Development of an Intelligent Decision Support System for Cost Escalation in the Heavy Engineering Industry

N. Dawood and W. Bates

School of Science and Technology, University of Teesside, Middlesbrough, England

Full Bibliographic Reference for this paper
N. Dawood, W. Bates, "Development of an Intelligent Decision Support System for Cost Escalation in the Heavy Engineering Industry", in B. Kumar, B.H.V. Topping, (Editors), "Novel Design and Information Technology Applications for Civil and Structural Engineering", Civil-Comp Press, Edinburgh, UK, pp 113-126, 1999. doi:10.4203/ccp.61.6.3
The heavy civil engineering industry (railways, sewage treatment, chemical and pharmaceutical facilities, oil and gas facilities, etc.) is one of the major contributors to the British economy and generally involves a high level of investment. Clients in this industry are demanding accurate cost estimate, proper analysis of out-turn cost and cost escalation and a high quality risk analysis throughout the construction processes. Current practices in the industry has suggested that there is a lack of, structured methodologies and systematic cost escalation approach to achieve an appropriate cost analysis at the outset of projects and throughout the construction processes. In this context the prime objective of this research work is to develop a structured cost escalation methodology for improving estimating management and control in the heavy engineering industry construction processes. The methodology is composed of a forecasting model to predict cost indices of major items in industry and a risk knowledge base model for identifying and quantifying causes of cost escalations.

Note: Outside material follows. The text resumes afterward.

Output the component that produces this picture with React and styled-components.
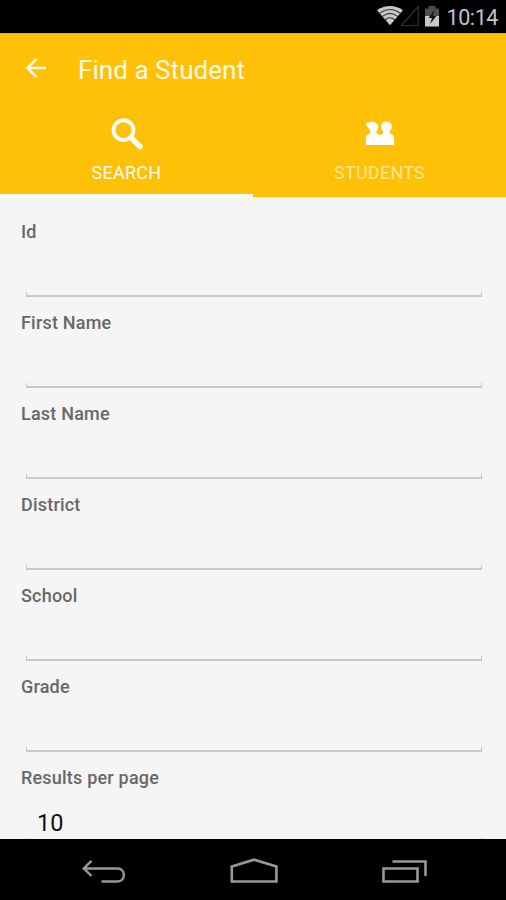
import React from "react";
import styled, { createGlobalStyle } from "styled-components";

const GlobalStyle = createGlobalStyle`
  * { box-sizing: border-box; }
  html, body { margin: 0; padding: 0; background: #000; }
  body { font-family: Roboto, "Noto Sans", sans-serif; overflow: hidden; }
`;

const Screen = styled.div`
  width: 506px;
  height: 900px;
  display: flex;
  flex-direction: column;
  overflow: hidden;
  background: #f5f5f5;
`;

const StatusBar = styled.header`
  flex: 0 0 33px;
  height: 33px;
  min-height: 0;
  display: flex;
  justify-content: flex-end;
  background: #000;
`;

const StatusIcons = styled.svg`
  width: 68px;
  height: 33px;
  display: block;
`;

const Clock = styled.time`
  width: 64px;
  height: 33px;
  padding-left: 4.5px;
  color: #c4c4c4;
  font-size: 21.5px;
  line-height: 35px;
  letter-spacing: -0.4px;
  white-space: nowrap;
`;

const AppBar = styled.div`
  flex: 0 0 164px;
  display: flex;
  flex-direction: column;
  background: #ffc107;
  border-top: 1px solid #efb300;
`;

const TitleRow = styled.div`
  height: 73px;
  display: flex;
  align-items: center;
  padding: 0 0 2px 24px;
`;

const BackButton = styled.button`
  width: 54px;
  height: 24px;
  padding: 0;
  border: 0;
  background: none;
  svg { display: block; margin-top: -3px; }
`;

const Title = styled.h1`
  margin: 0;
  color: #fffbe9;
  font-size: 26px;
  font-weight: 400;
  line-height: 32px;
  letter-spacing: 0.05px;
  white-space: nowrap;
`;

const Tabs = styled.nav`
  flex: 1;
  display: grid;
  grid-template-columns: 1fr 1fr;
`;

const Tab = styled.button`
  display: flex;
  flex-direction: column;
  align-items: center;
  justify-content: flex-start;
  padding: 10px 0 0;
  border: 0;
  border-bottom: 3px solid ${(p) => (p.$active ? "#fffdf5" : "#ffc107")};
  background: none;
  color: ${(p) => (p.$active ? "#fffaf0" : "#ffe796")};
  font: 400 18px/24px Roboto, sans-serif;
  letter-spacing: 0.25px;
  svg { display: block; margin-bottom: 10px; }
`;

const Form = styled.main`
  flex: 1;
  min-height: 0;
  overflow: hidden;
  padding: 21px 24px 0 21px;
`;

const Field = styled.label`
  height: 90.95px;
  display: flex;
  flex-direction: column;
`;

const Label = styled.span`
  height: 28px;
  color: #686868;
  font-size: 18px;
  font-weight: 500;
  line-height: 28px;
  letter-spacing: 0.2px;
  white-space: nowrap;
`;

const InputBox = styled.span`
  height: 51px;
  margin-left: 5px;
  display: flex;
  flex-direction: column;
  justify-content: flex-end;
`;

const Input = styled.input`
  width: 100%;
  height: 46px;
  padding: 17px 12px 0 11px;
  border: 0;
  outline: 0;
  background: transparent;
  color: #111;
  font: 400 23.5px/29px Roboto, sans-serif;
`;

const Underline = styled.span`
  flex: 0 0 5px;
  border: solid #c8c8c8;
  border-width: 0 1.5px 2px;
`;

const NavBar = styled.footer`
  flex: 0 0 61px;
  display: flex;
  justify-content: space-between;
  align-items: center;
  padding: 4px 79px 0 81px;
  background: #000;
  svg { display: block; }
`;

const fields = [
  { label: "Id", value: "" },
  { label: "First Name", value: "" },
  { label: "Last Name", value: "" },
  { label: "District", value: "" },
  { label: "School", value: "" },
  { label: "Grade", value: "" },
  { label: "Results per page", value: "10" },
];

function SystemStatus() {
  return (
    <StatusIcons viewBox="374 0 68 33" aria-hidden="true">
      <path d="M377 10.200Q390 1.800 403 10.200L390 25.300Z" fill="#c8c8c8" />
      <g fill="none" stroke="#333" strokeWidth="1.1">
        <path d="M379.500 13.500Q390 5.500 400.500 13.500" />
        <path d="M382 16.700Q390 10 398 16.700" />
        <path d="M385 20Q390 15.500 395 20" />
      </g>
      <path d="M418.200 6.500V25.500H401.500Z" fill="none" stroke="#333" strokeWidth="1.200" />
      <path d="M425 8.500h3.500V6h7v2.500h3.500V17h-14Z" fill="#505050" />
      <path d="M425 16h14v10.500h-14Z" fill="#c8c8c8" />
      <path d="M434.500 10L428.500 18H432L430 24L436.500 16H433Z" fill="#161616" />
    </StatusIcons>
  );
}

function BackArrow() {
  return (
    <svg width="24" height="24" viewBox="0 0 24 24" fill="none" stroke="#fffbe9" strokeWidth="2.500">
      <path d="M12.500 3L3.300 12L12.500 21M3.500 12H22" />
    </svg>
  );
}

function SearchIcon() {
  return (
    <svg width="34" height="34" viewBox="0 0 34 34" fill="none" stroke="#fffdf5">
      <circle cx="13.500" cy="13.200" r="9.900" strokeWidth="4" />
      <path d="M20.500 20.200L22.500 22.200" strokeWidth="4" />
      <path d="M22.500 22.200L30 29.500" strokeWidth="5.600" strokeLinecap="round" />
    </svg>
  );
}

function StudentsIcon() {
  return (
    <svg width="34" height="34" viewBox="0 2.500 34 34" fill="#fffefa">
      <path d="M3.200 9.200C2.900 7.500 4.500 8 6 8C9 6.400 14 7.600 15.200 11C15.700 13.200 14.800 15.400 13.600 17V19L15.500 20H18.500L20.200 19V17C18.400 15.400 17.400 12.500 18.200 10.200C20 6 26.800 6 28.600 10.200C29.500 12.700 28.200 15.500 26.600 17.200V18.600L29.800 20.400Q31.200 21.200 31.200 23V30.600H2.800V23Q2.800 21.200 4.200 20.400L7.500 18.500V17.300C8.300 15.900 5.500 14 4.500 12.400Q3 11.800 3.200 9.200Z" />
    </svg>
  );
}

function NavBack() {
  return (
    <svg width="46" height="30" viewBox="81 857 46 30" fill="none" stroke="#999" strokeWidth="2.400">
      <path d="M91.500 860.800L83.800 868.400L91.500 876M84 868.500H117.500C126 868.500 126 881.500 117.500 881.500H101.500" />
    </svg>
  );
}

function NavHome() {
  return (
    <svg width="50" height="30" viewBox="229 857 50 30" fill="none" stroke="#999" strokeWidth="2.600">
      <path d="M231.800 881.500V866.500L254 859.700L276.400 866.500V881.500Z" />
    </svg>
  );
}

function NavRecents() {
  return (
    <svg width="46" height="30" viewBox="381 857 46 30" fill="none" stroke="#999" strokeWidth="2.600">
      <path d="M383.500 868.500H417.500V881.500H383.500ZM392.500 861.500H425.500V876" />
    </svg>
  );
}

export default function App() {
  return (
    <>
      <GlobalStyle />
      <Screen>
        <StatusBar>
          <SystemStatus />
          <Clock>10:14</Clock>
        </StatusBar>
        <AppBar>
          <TitleRow>
            <BackButton aria-label="Back"><BackArrow /></BackButton>
            <Title>Find a Student</Title>
          </TitleRow>
          <Tabs>
            <Tab $active><SearchIcon />SEARCH</Tab>
            <Tab><StudentsIcon />STUDENTS</Tab>
          </Tabs>
        </AppBar>
        <Form>
          {fields.map(({ label, value }) => (
            <Field key={label}>
              <Label>{label}</Label>
              <InputBox>
                <Input defaultValue={value} aria-label={label} />
                <Underline />
              </InputBox>
            </Field>
          ))}
        </Form>
        <NavBar>
          <NavBack />
          <NavHome />
          <NavRecents />
        </NavBar>
      </Screen>
    </>
  );
}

This paper, as part of the research, reviews and discusses a knowledge based model for applying a cost escalation factor. The cost escalation factor is made up of market variation, a risk element and a component for bias. A knowledge elicitation strategy was employed to obtain the required knowledge for the model. The strategy included questionnaires, interviews and workshops and deliverables came in the form of influences and their effect on project cost escalation. From these deliverables the concept of a decision support model and system specification for applying cost escalation to base estimates is proposed.